Let’s say that ADM decides that they will only commit to growing their capacity by 5% year-over-year. What impact would this have on its business.
Deciding to grow its capacity by 5% year-over-year would require an investment of $1.14 Billion over the next 10 years. That’s still a lot of money, but seems more doable.
Figure 3: ADM Market Share at 5% Capacity Growth
ADM has over a $Billion in cash on their balance sheet. They definately have some good momentum right now to generate some cash in the coming years (although turmoil in the Ag industry could hit them where it hurts). So they certainly could finance this much over the next 10 years. However, they would only end up with a 5% market share of the Bush plan. Is that worth the money? Is there a more strategic use of this capital? Would this be better than, say, buying a bunch of stock in Apple (they should have sold a few hundred million iPhones by then)? I think this brings into serious question ADM’s long-term play in this industry and if it is really something good for their shareholders.
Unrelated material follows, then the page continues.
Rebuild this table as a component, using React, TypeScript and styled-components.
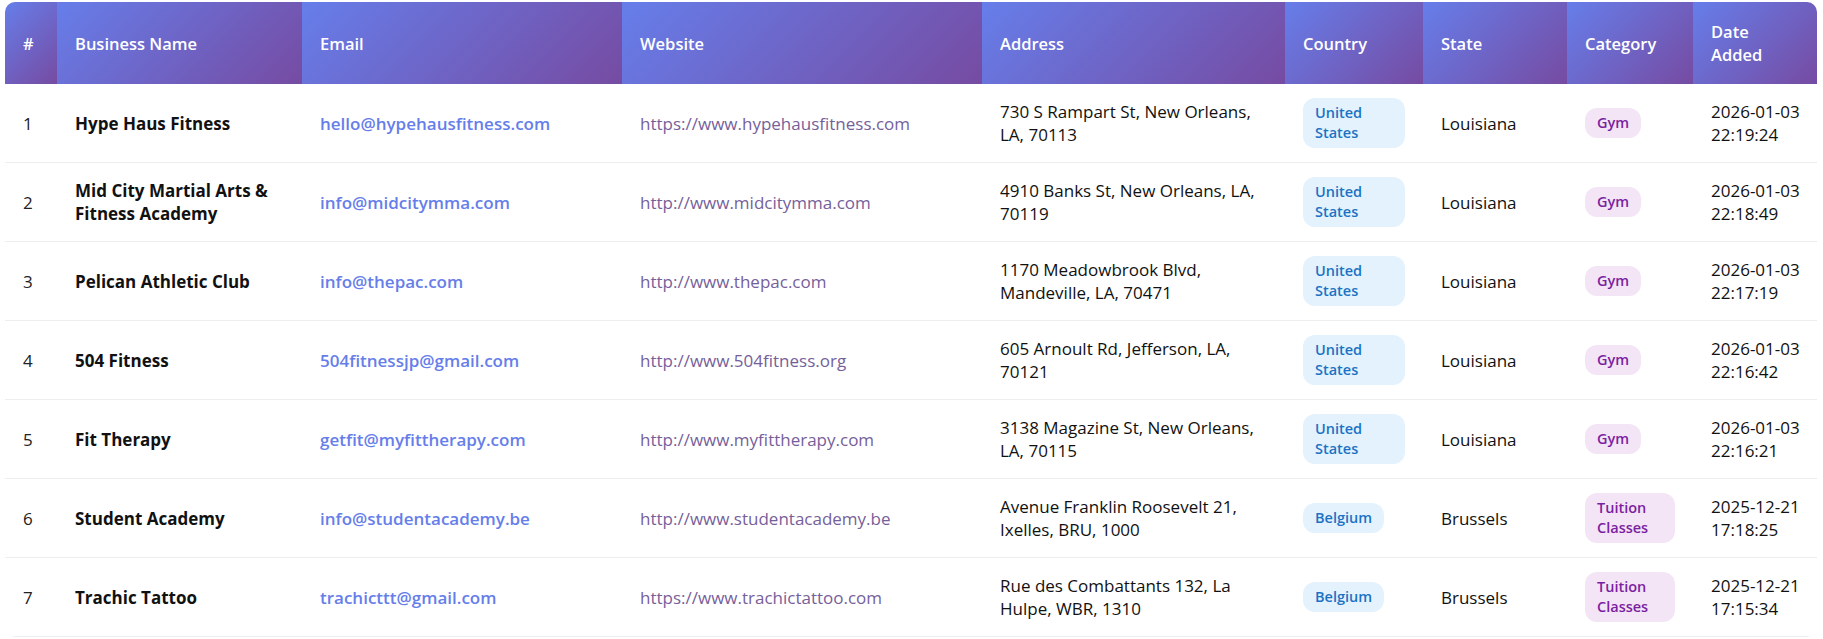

So what’s ADM’s plan? The reality is that they don’t have the financial strength to keep up with the Bush plan of ethanol growth (other than the biggest share issue I’ve ever seen). They’ll probably keep a modest growth rate and work at getting low-cost capacity online (different technologies?). They simply don’t have the money in-house to build the capacity themselves. Partnerships and the like are another matter entirely, but it’s not clear that ADM would want to partner with, say, a private equity syndicate. It has its own shareholder needs to keep in mind. It could spin-off its fuel company to create a more focused entity in that market and begin to invest in directions not totally consist with ADMs food businesses (say biomass or carbon gasification).
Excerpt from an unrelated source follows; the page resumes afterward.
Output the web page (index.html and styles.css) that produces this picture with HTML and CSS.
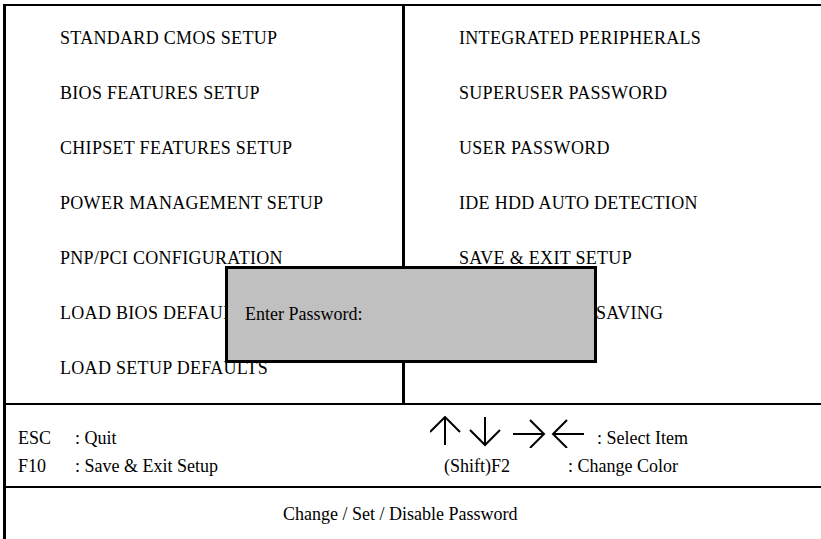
FILE: index.html
```html
<!DOCTYPE html>
<html lang="en">
<head>
    <meta charset="UTF-8">
    <meta name="viewport" content="width=device-width, initial-scale=1.0">
    <title>CMOS Setup Utility</title>
    <link rel="stylesheet" href="styles.css">
</head>
<body>
    <div class="frame">
        <main class="menu">
            <ul class="column left">
                <li>STANDARD CMOS SETUP</li>
                <li>BIOS FEATURES SETUP</li>
                <li>CHIPSET FEATURES SETUP</li>
                <li>POWER MANAGEMENT SETUP</li>
                <li>PNP/PCI CONFIGURATION</li>
                <li>LOAD BIOS DEFAULTS</li>
                <li>LOAD SETUP DEFAULTS</li>
            </ul>
            <ul class="column right">
                <li>INTEGRATED PERIPHERALS</li>
                <li>SUPERUSER PASSWORD</li>
                <li>USER PASSWORD</li>
                <li>IDE HDD AUTO DETECTION</li>
                <li>SAVE &amp; EXIT SETUP</li>
                <li>EXIT WITHOUT SAVING</li>
            </ul>
            <div class="dialog">Enter Password:</div>
        </main>
        <section class="keys">
            <div class="row">
                <span class="key">ESC</span>
                <span class="desc">: Quit</span>
                <svg class="arrows" width="160" height="32" viewBox="0 0 160 32" fill="none" stroke="#000" stroke-width="2">
                    <path d="M15 1V29M0 16L15 1L30 16"/>
                    <path d="M55 1V29M40 14L55 29L70 14"/>
                    <path d="M83 18H114M100 4L114 18L100 32"/>
                    <path d="M123 18H154M137 4L123 18L137 32"/>
                </svg>
                <span>: Select Item</span>
            </div>
            <div class="row">
                <span class="key">F10</span>
                <span class="desc">: Save &amp; Exit Setup</span>
                <span class="shift">(Shift)F2</span>
                <span>: Change Color</span>
            </div>
        </section>
        <footer class="status">Change / Set / Disable Password</footer>
    </div>
</body>
</html>
```

FILE: styles.css
```css
/* Award BIOS style setup screen */
body {
    margin: 0;
    padding: 0;
    background: #fff;
    color: #000;
    font-family: "Liberation Serif", "Times New Roman", serif;
    font-size: 18px;
    overflow: hidden;
}
.frame {
    width: 840px;
    margin: 4px 0 0 3px;
    border-top: 2px solid #000;
    border-left: 3px solid #000;
}
.menu {
    position: relative;
    display: grid;
    grid-template-columns: 399px 1fr;
    height: 397px;
}
.column {
    list-style: none;
    margin: 0;
    padding: 5px 0 0 54px;
}
.column li {
    line-height: 55px;
    letter-spacing: 0.3px;
    white-space: nowrap;
}
.column.left {
    border-right: 3px solid #000;
}
.dialog {
    position: absolute;
    left: 219px;
    top: 260px;
    width: 372px;
    height: 97px;
    box-sizing: border-box;
    border: 3px solid #000;
    background: #c0c0c0;
    display: flex;
    align-items: center;
    padding-left: 17px;
}
.keys {
    border-top: 2px solid #000;
    border-bottom: 2px solid #000;
    padding: 19px 0 6px 12px;
}
.row {
    display: flex;
    align-items: center;
    height: 28px;
    white-space: nowrap;
}
.key {
    width: 57px;
}
.desc {
    width: 355px;
}
.arrows {
    align-self: flex-start;
    margin: -8px 7px 0 0;
}
.shift {
    margin-left: 14px;
    width: 124px;
}
.status {
    padding: 12px 0 20px 277px;
    line-height: 28px;
}
```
The point to note about this quick look at ADM is that all other players will be in this same predicament. It’ll be a real trick getting to the level of capacity that the Bush plan is pushing for.
Is the Bush plan feasible? Will there be 35Billion gallons of demand by 2017? We’ll look at the demand side a bit later. But I will guess that it is technically possible. There are some good technologies out there that we know a lot about (thermoprocessing, etc) and can add some additional innovations to them to get them going.
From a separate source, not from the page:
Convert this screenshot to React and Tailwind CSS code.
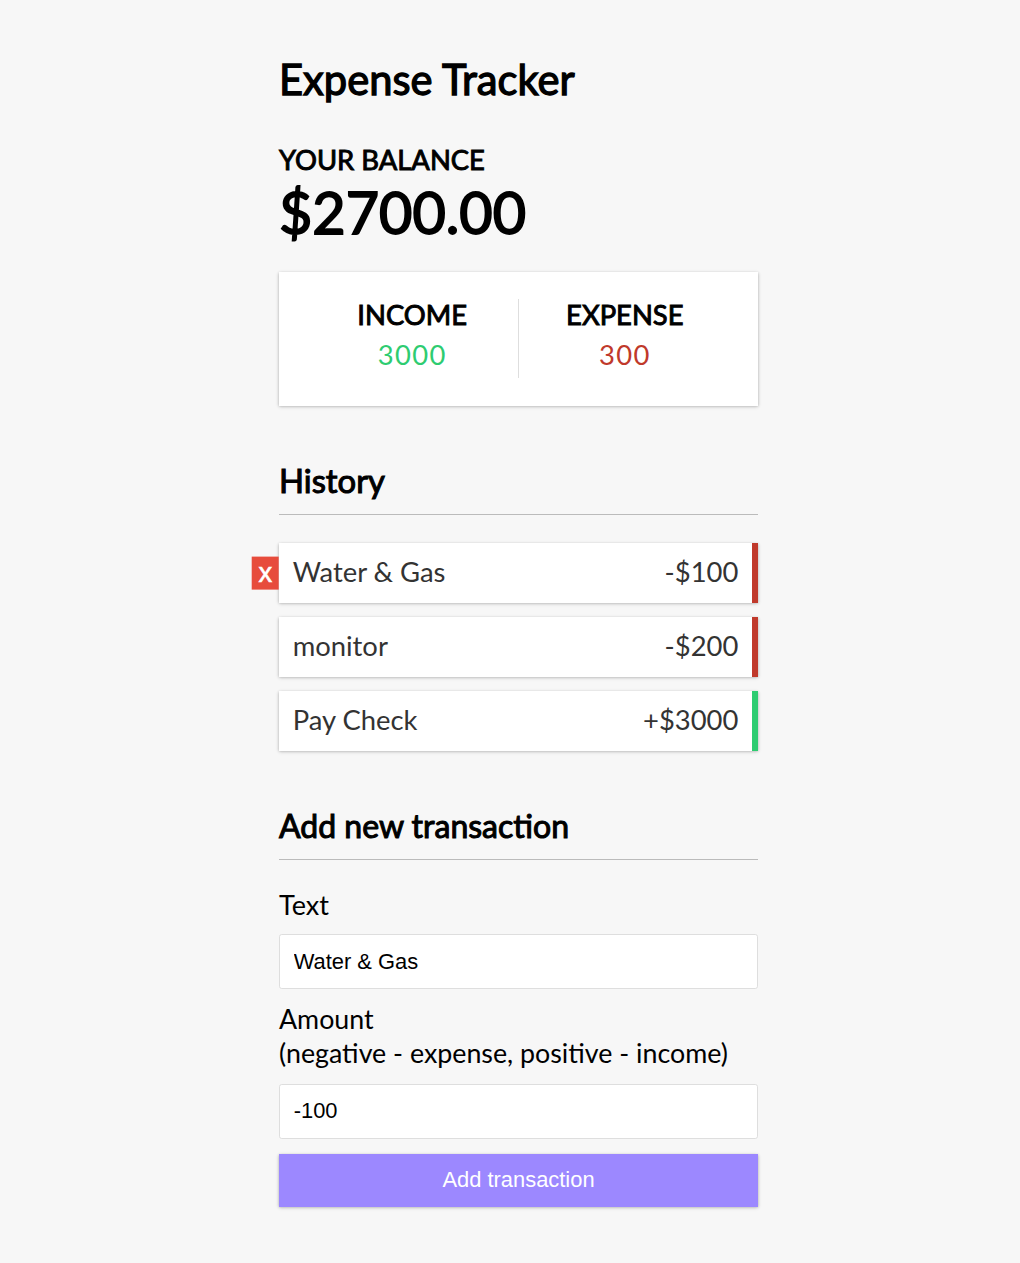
const transactions = [
  { id: 1, text: 'Water & Gas', amount: -100 },
  { id: 2, text: 'monitor', amount: -200 },
  { id: 3, text: 'Pay Check', amount: 3000 },
];

const shadow = 'shadow-[0_1.4px_4px_rgba(0,0,0,0.12),0_1.4px_2.7px_rgba(0,0,0,0.24)]';
// headings use Lato regular thickened by a stroke (the page only loads the 400 weight)
const heading4 = "text-[27.4px] font-normal leading-[1.2] uppercase [-webkit-text-stroke-width:0.95px]";

function TransactionItem({ t, showDelete }) {
  const plus = t.amount > 0;
  return (
    <li
      className={`relative flex justify-between bg-white text-[#333] text-[27.4px] leading-[1.2] p-[13.7px] ${shadow} ${
        plus ? 'border-r-[6px] border-[#2ecc71]' : 'border-r-[6px] border-[#c0392b]'
      }`}
    >
      {t.text}
      <span>
        {plus ? '+' : '-'}${Math.abs(t.amount)}
      </span>
      {showDelete && (
        <button className="absolute left-0 top-1/2 -translate-x-full -translate-y-1/2 bg-[#e74c3c] text-white font-['Liberation_Sans',Arial,sans-serif] text-[27.4px] leading-[27.4px] px-[6.8px] py-[2.7px] [-webkit-text-stroke-width:0.6px]">
          x
        </button>
      )}
    </li>
  );
}

export default function App() {
  return (
    <div className="min-h-screen bg-[#f7f7f7] font-['Lato',sans-serif] text-black pl-[17px]">
      <div className="w-[479px] mx-auto pt-[54px] pb-[40px]">
        <h1 className="text-[41.7px] font-normal leading-[1.2] [-webkit-text-stroke-width:1.3px]">
          Expense Tracker
        </h1>

        <h4 className={`mt-[39.6px] ${heading4}`}>Your Balance</h4>
        <h1 className="text-[57.5px] font-normal leading-[1.2] [-webkit-text-stroke-width:1.8px]">
          $2700.00
        </h1>

        <div className={`mt-[26px] flex bg-white p-[27.4px] ${shadow}`}>
          <div className="flex-1 text-center border-r-[1.4px] border-[#dedede]">
            <h4 className={heading4}>Income</h4>
            <p className="my-[6.85px] text-[27.4px] leading-[1.2] tracking-[1.37px] text-[#2ecc71]">3000</p>
          </div>
          <div className="flex-1 text-center">
            <h4 className={heading4}>Expense</h4>
            <p className="my-[6.85px] text-[27.4px] leading-[1.2] tracking-[1.37px] text-[#c0392b]">300</p>
          </div>
        </div>

        <h3 className="mt-[55.5px] pb-[13.7px] border-b-[1.4px] border-[#bbb] text-[32.8px] font-normal leading-[1.2] [-webkit-text-stroke-width:1.07px]">
          History
        </h3>
        <ul className="mt-[27.4px] flex flex-col gap-[13.7px]">
          {transactions.map((t, i) => (
            <TransactionItem key={t.id} t={t} showDelete={i === 0} />
          ))}
        </ul>

        <h3 className="mt-[55.5px] pb-[13.7px] border-b-[1.4px] border-[#bbb] text-[32px] leading-[39.4px] font-normal [-webkit-text-stroke-width:1.05px]">
          Add new transaction
        </h3>
        <form className="mt-[13.7px]">
          <div>
            <label className="inline-block my-[13.7px] text-[27px] leading-[33px]">Text</label>
            <input
              type="text"
              defaultValue="Water & Gas"
              className="block w-full h-[55px] bg-white border-[1.4px] border-[#dedede] rounded-[2.7px] px-[13.7px] text-[21.9px] text-black font-['Liberation_Sans',Arial,sans-serif] outline-none"
            />
          </div>
          <div>
            <label className="inline-block my-[13.7px] text-[26.8px] leading-[33.5px]">
              Amount <br />
              (negative - expense, positive - income)
            </label>
            <input
              type="text"
              defaultValue="-100"
              className="block w-full h-[55px] bg-white border-[1.4px] border-[#dedede] rounded-[2.7px] px-[13.7px] text-[21.9px] text-black font-['Liberation_Sans',Arial,sans-serif] outline-none"
            />
          </div>
          <button
            type="button"
            className={`block w-full h-[53px] mt-[15.5px] bg-[#9c88ff] text-white text-[21.9px] font-['Liberation_Sans',Arial,sans-serif] ${shadow}`}
          >
            Add transaction
          </button>
        </form>
      </div>
    </div>
  );
}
The punchline for ADM is that as the market stands right now it is not well placed to play in this market down the stretch. Other players will need to enter in order to hit the 35Bil target. New technologies that ADM has no expertise in will have to be brought in to hit the projection.
There’s more to this picture than can be told from the ADM point of view. But there are many other elements that remain ominous in this market:
- What’s the transportation impact?
- What technologies have legs right now?
- What will the demand be down the stretch?